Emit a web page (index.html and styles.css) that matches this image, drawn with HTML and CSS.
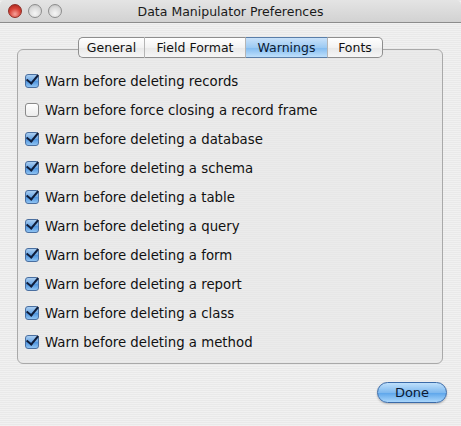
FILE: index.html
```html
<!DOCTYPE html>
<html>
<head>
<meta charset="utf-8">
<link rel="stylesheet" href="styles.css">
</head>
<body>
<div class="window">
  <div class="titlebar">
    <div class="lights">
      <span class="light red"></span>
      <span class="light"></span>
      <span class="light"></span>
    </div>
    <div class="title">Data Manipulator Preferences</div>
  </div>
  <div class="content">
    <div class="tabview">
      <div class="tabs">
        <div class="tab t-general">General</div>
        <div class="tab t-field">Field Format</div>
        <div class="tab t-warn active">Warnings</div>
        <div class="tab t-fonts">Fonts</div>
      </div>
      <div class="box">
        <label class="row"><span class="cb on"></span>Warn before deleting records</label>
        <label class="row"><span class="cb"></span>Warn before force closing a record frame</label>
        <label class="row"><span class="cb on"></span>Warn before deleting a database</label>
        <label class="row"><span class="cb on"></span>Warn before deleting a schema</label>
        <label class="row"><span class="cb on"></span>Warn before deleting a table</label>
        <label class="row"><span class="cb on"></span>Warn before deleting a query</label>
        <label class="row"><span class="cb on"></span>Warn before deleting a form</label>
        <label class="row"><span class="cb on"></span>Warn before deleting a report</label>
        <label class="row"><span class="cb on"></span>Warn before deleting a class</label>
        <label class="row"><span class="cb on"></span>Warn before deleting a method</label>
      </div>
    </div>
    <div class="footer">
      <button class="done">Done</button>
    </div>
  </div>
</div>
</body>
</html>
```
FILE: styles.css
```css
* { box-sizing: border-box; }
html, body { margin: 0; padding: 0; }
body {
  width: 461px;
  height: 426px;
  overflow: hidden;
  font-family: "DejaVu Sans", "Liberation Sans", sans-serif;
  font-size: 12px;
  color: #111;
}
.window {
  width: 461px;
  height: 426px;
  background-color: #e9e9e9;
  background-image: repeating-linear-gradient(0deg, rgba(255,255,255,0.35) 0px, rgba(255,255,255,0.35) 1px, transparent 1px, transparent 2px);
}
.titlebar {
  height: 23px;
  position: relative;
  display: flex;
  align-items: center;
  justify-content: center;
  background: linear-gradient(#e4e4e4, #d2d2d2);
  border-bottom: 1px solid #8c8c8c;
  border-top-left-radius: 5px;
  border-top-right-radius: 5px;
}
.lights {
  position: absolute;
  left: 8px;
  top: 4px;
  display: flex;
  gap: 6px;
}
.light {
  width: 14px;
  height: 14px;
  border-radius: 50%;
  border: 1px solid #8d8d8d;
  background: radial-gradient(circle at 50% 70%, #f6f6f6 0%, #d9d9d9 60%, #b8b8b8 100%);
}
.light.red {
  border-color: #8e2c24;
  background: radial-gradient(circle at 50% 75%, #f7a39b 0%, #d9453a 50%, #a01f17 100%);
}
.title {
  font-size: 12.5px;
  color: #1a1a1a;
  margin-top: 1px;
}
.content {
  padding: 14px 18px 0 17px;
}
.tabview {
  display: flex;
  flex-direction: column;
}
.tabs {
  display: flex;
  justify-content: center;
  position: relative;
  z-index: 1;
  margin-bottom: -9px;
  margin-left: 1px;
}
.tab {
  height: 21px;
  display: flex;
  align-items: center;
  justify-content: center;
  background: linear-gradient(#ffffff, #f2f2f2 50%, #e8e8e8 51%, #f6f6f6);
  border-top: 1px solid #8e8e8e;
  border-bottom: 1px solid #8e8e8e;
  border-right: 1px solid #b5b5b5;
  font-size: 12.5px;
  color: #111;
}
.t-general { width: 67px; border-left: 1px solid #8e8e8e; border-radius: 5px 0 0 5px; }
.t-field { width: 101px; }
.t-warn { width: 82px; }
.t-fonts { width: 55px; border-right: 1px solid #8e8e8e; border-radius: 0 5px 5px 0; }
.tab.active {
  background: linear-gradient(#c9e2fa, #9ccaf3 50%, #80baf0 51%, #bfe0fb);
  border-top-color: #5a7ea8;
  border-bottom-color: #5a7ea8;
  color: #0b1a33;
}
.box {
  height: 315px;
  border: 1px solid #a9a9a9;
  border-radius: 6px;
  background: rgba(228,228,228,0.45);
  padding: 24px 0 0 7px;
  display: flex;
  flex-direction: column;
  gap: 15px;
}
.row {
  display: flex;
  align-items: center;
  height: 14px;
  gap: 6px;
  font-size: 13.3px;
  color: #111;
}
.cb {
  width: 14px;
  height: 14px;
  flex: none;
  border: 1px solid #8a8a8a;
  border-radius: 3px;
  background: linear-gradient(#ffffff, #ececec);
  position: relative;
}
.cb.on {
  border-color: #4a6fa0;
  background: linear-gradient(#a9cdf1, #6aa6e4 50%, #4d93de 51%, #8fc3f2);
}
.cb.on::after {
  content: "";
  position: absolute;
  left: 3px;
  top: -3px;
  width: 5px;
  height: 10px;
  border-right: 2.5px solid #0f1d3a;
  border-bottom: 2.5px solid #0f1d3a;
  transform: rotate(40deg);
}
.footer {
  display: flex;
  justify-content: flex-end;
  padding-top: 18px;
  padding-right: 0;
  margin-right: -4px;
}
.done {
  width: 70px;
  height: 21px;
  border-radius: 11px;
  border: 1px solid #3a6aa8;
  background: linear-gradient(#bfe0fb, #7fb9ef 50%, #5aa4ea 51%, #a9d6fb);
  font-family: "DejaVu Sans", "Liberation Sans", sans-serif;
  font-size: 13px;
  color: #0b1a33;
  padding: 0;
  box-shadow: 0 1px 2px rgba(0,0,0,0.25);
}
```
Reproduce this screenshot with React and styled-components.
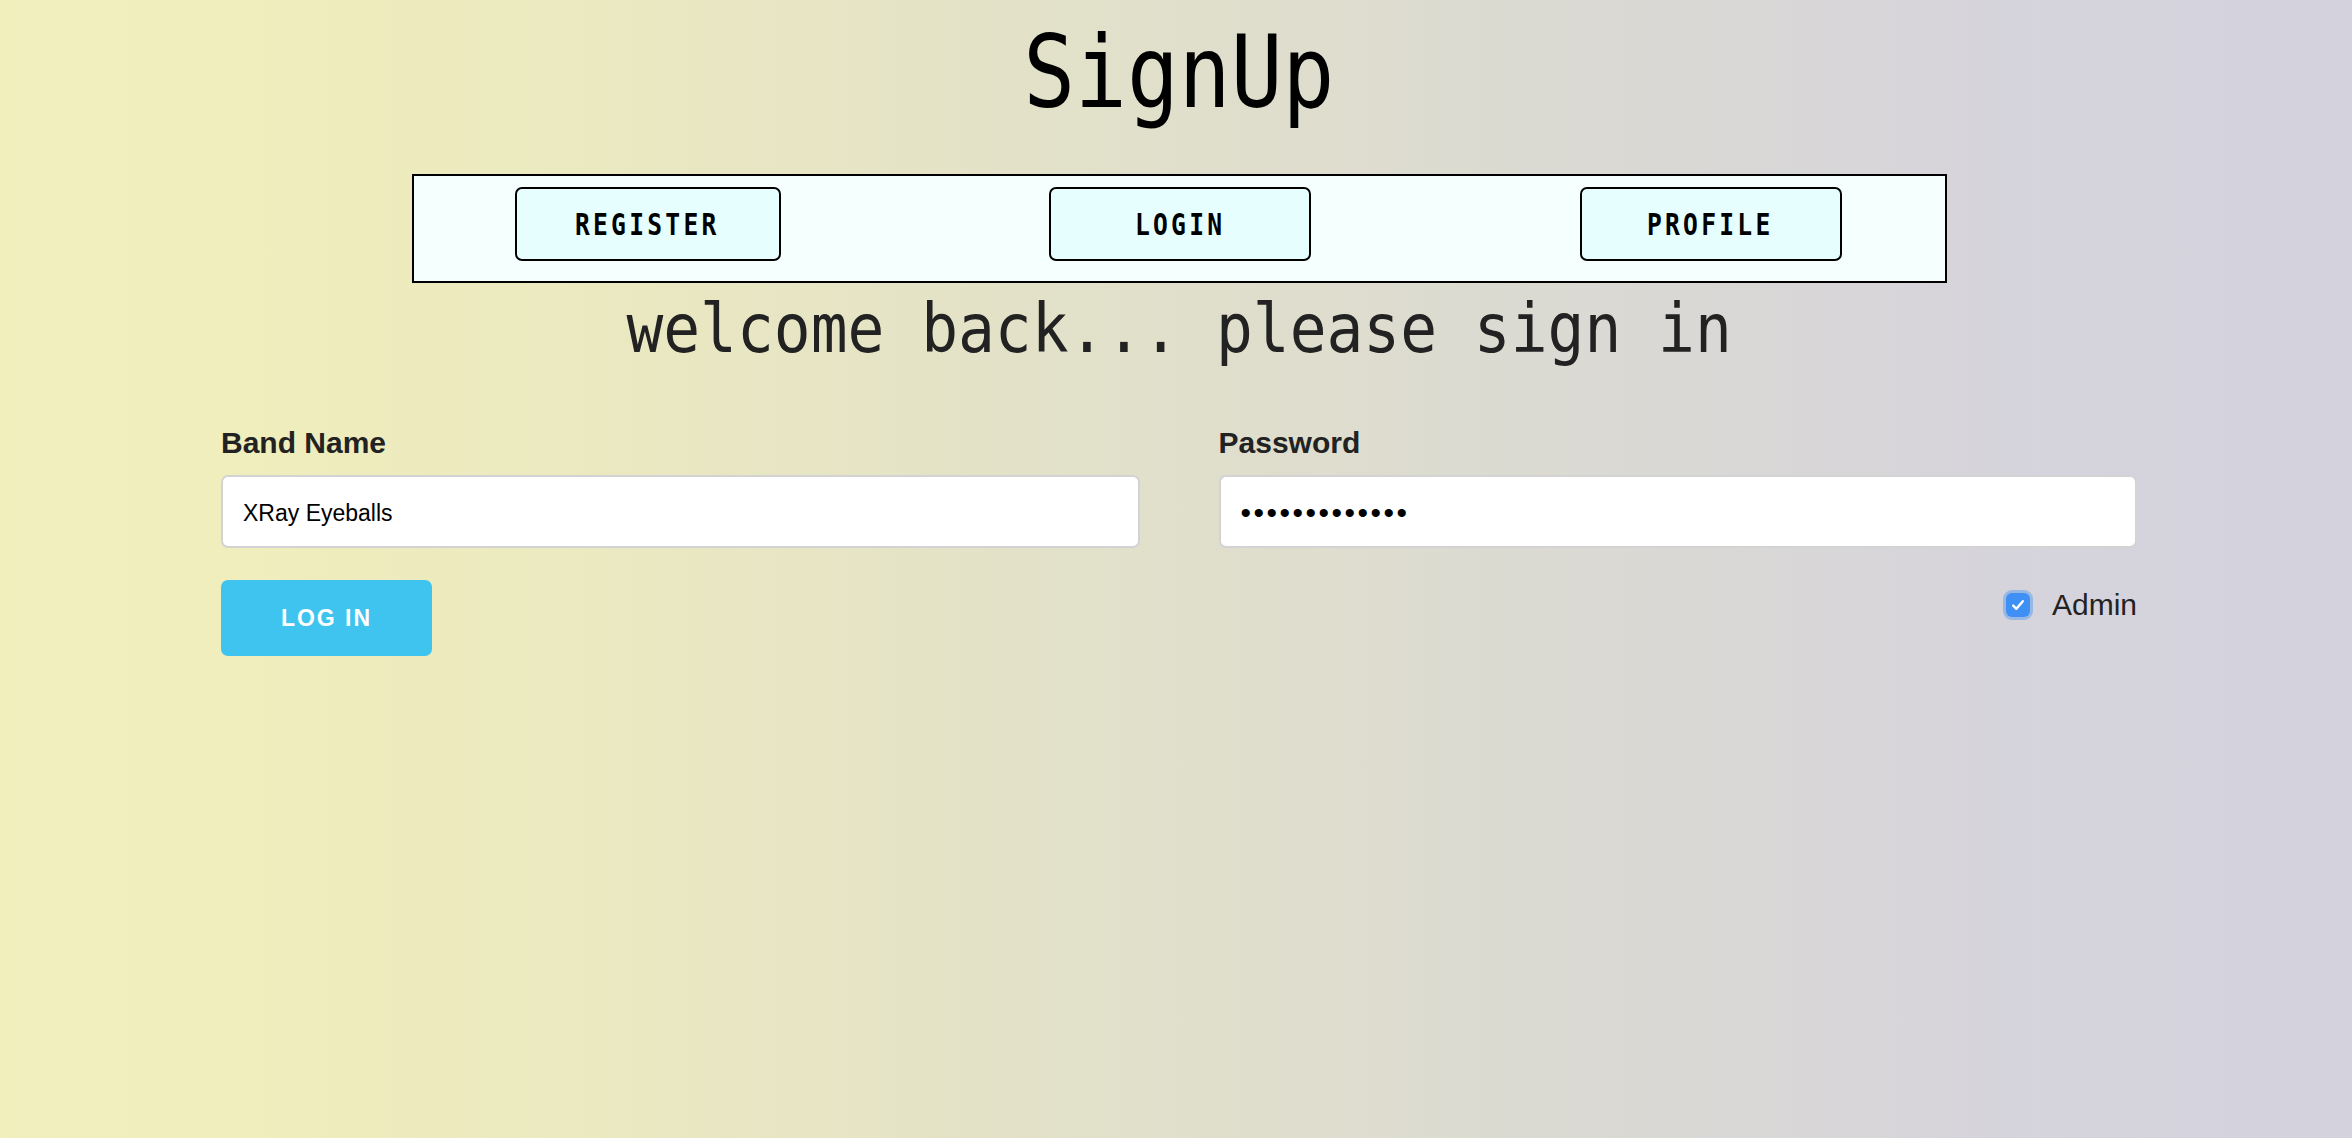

**SHORT PROBLEM**
Set down every entry word for word, but omit the pictures.

**FINAL RESULT**
Emit a web page (index.html and styles.css) that matches this image, drawn with HTML and CSS.
FILE: index.html
```html
<!DOCTYPE html>
<html>
<head>
<meta charset="utf-8">
<link rel="stylesheet" href="styles.css">
</head>
<body>
<div class="window">
  <div class="titlebar">
    <div class="lights">
      <span class="light red"></span>
      <span class="light"></span>
      <span class="light"></span>
    </div>
    <div class="title">Data Manipulator Preferences</div>
  </div>
  <div class="content">
    <div class="tabview">
      <div class="tabs">
        <div class="tab t-general">General</div>
        <div class="tab t-field">Field Format</div>
        <div class="tab t-warn active">Warnings</div>
        <div class="tab t-fonts">Fonts</div>
      </div>
      <div class="box">
        <label class="row"><span class="cb on"></span>Warn before deleting records</label>
        <label class="row"><span class="cb"></span>Warn before force closing a record frame</label>
        <label class="row"><span class="cb on"></span>Warn before deleting a database</label>
        <label class="row"><span class="cb on"></span>Warn before deleting a schema</label>
        <label class="row"><span class="cb on"></span>Warn before deleting a table</label>
        <label class="row"><span class="cb on"></span>Warn before deleting a query</label>
        <label class="row"><span class="cb on"></span>Warn before deleting a form</label>
        <label class="row"><span class="cb on"></span>Warn before deleting a report</label>
        <label class="row"><span class="cb on"></span>Warn before deleting a class</label>
        <label class="row"><span class="cb on"></span>Warn before deleting a method</label>
      </div>
    </div>
    <div class="footer">
      <button class="done">Done</button>
    </div>
  </div>
</div>
</body>
</html>
```
FILE: styles.css
```css
* { box-sizing: border-box; }
html, body { margin: 0; padding: 0; }
body {
  width: 461px;
  height: 426px;
  overflow: hidden;
  font-family: "DejaVu Sans", "Liberation Sans", sans-serif;
  font-size: 12px;
  color: #111;
}
.window {
  width: 461px;
  height: 426px;
  background-color: #e9e9e9;
  background-image: repeating-linear-gradient(0deg, rgba(255,255,255,0.35) 0px, rgba(255,255,255,0.35) 1px, transparent 1px, transparent 2px);
}
.titlebar {
  height: 23px;
  position: relative;
  display: flex;
  align-items: center;
  justify-content: center;
  background: linear-gradient(#e4e4e4, #d2d2d2);
  border-bottom: 1px solid #8c8c8c;
  border-top-left-radius: 5px;
  border-top-right-radius: 5px;
}
.lights {
  position: absolute;
  left: 8px;
  top: 4px;
  display: flex;
  gap: 6px;
}
.light {
  width: 14px;
  height: 14px;
  border-radius: 50%;
  border: 1px solid #8d8d8d;
  background: radial-gradient(circle at 50% 70%, #f6f6f6 0%, #d9d9d9 60%, #b8b8b8 100%);
}
.light.red {
  border-color: #8e2c24;
  background: radial-gradient(circle at 50% 75%, #f7a39b 0%, #d9453a 50%, #a01f17 100%);
}
.title {
  font-size: 12.5px;
  color: #1a1a1a;
  margin-top: 1px;
}
.content {
  padding: 14px 18px 0 17px;
}
.tabview {
  display: flex;
  flex-direction: column;
}
.tabs {
  display: flex;
  justify-content: center;
  position: relative;
  z-index: 1;
  margin-bottom: -9px;
  margin-left: 1px;
}
.tab {
  height: 21px;
  display: flex;
  align-items: center;
  justify-content: center;
  background: linear-gradient(#ffffff, #f2f2f2 50%, #e8e8e8 51%, #f6f6f6);
  border-top: 1px solid #8e8e8e;
  border-bottom: 1px solid #8e8e8e;
  border-right: 1px solid #b5b5b5;
  font-size: 12.5px;
  color: #111;
}
.t-general { width: 67px; border-left: 1px solid #8e8e8e; border-radius: 5px 0 0 5px; }
.t-field { width: 101px; }
.t-warn { width: 82px; }
.t-fonts { width: 55px; border-right: 1px solid #8e8e8e; border-radius: 0 5px 5px 0; }
.tab.active {
  background: linear-gradient(#c9e2fa, #9ccaf3 50%, #80baf0 51%, #bfe0fb);
  border-top-color: #5a7ea8;
  border-bottom-color: #5a7ea8;
  color: #0b1a33;
}
.box {
  height: 315px;
  border: 1px solid #a9a9a9;
  border-radius: 6px;
  background: rgba(228,228,228,0.45);
  padding: 24px 0 0 7px;
  display: flex;
  flex-direction: column;
  gap: 15px;
}
.row {
  display: flex;
  align-items: center;
  height: 14px;
  gap: 6px;
  font-size: 13.3px;
  color: #111;
}
.cb {
  width: 14px;
  height: 14px;
  flex: none;
  border: 1px solid #8a8a8a;
  border-radius: 3px;
  background: linear-gradient(#ffffff, #ececec);
  position: relative;
}
.cb.on {
  border-color: #4a6fa0;
  background: linear-gradient(#a9cdf1, #6aa6e4 50%, #4d93de 51%, #8fc3f2);
}
.cb.on::after {
  content: "";
  position: absolute;
  left: 3px;
  top: -3px;
  width: 5px;
  height: 10px;
  border-right: 2.5px solid #0f1d3a;
  border-bottom: 2.5px solid #0f1d3a;
  transform: rotate(40deg);
}
.footer {
  display: flex;
  justify-content: flex-end;
  padding-top: 18px;
  padding-right: 0;
  margin-right: -4px;
}
.done {
  width: 70px;
  height: 21px;
  border-radius: 11px;
  border: 1px solid #3a6aa8;
  background: linear-gradient(#bfe0fb, #7fb9ef 50%, #5aa4ea 51%, #a9d6fb);
  font-family: "DejaVu Sans", "Liberation Sans", sans-serif;
  font-size: 13px;
  color: #0b1a33;
  padding: 0;
  box-shadow: 0 1px 2px rgba(0,0,0,0.25);
}
```
Reproduce this screenshot with React and styled-components.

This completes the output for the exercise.